Costs faced by producers for raw material and oil showed a record monthly jump in October, up by 4.6 per cent.

“After initially pushing up the prices of raw materials, the recent fall in the value of the pound is now starting to boost the price of goods leaving factories as well,” ONS statistician Mike Prestwood said.

“However, aside from fuel, there is no clear evidence that these pressures have so far fed through to the prices in shops,” he said.

There is an expectation among economists that inflation is set to rise, fuelled by the fall in the value of sterling since the Brexit referendum in June, which pushed up the cost of imports.

Earlier this month, the Bank of England forecast that inflation would rise to about 2.7 per cent by this time next year.

The pound has fallen about 16 per cent against the dollar and about 11 per cent against the euro since June.

UK inflation has been below the Bank of England’s 2 per cent target for nearly three years. Last year it was zero, the lowest since comparable records began in 1950.

The Retail Prices Index (RPI) – a separate measure of inflation, which includes housing costs – was 2 per cent in October, unchanged from September, the ONS said.
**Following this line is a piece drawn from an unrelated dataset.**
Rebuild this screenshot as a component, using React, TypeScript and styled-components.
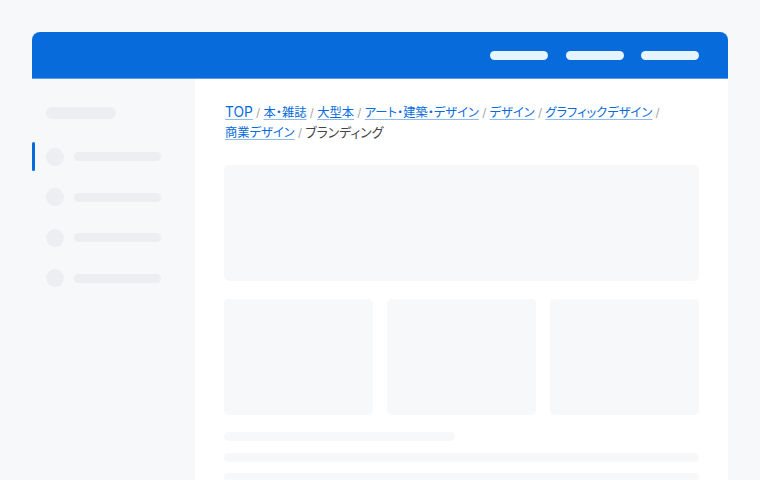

Chris Williamson, chief economist at IHS Markit said that despite October’s CPI fall, the trend over the coming months would be upwards as rising factory costs feed through to consumers.

“It’s therefore likely to be only a matter of time before price hikes in retailers’ supply chains start feeding through to the customer, as retailers seek to protect margins,” he said.

“The concern is that consumers are driving the economy at the moment, and higher inflation is starting to eat into people’s spending power, subduing consumer spending.”

Earlier this month, the ONS announced that from March 2017, there would be a new measure of inflation that would include the cost of owning a home.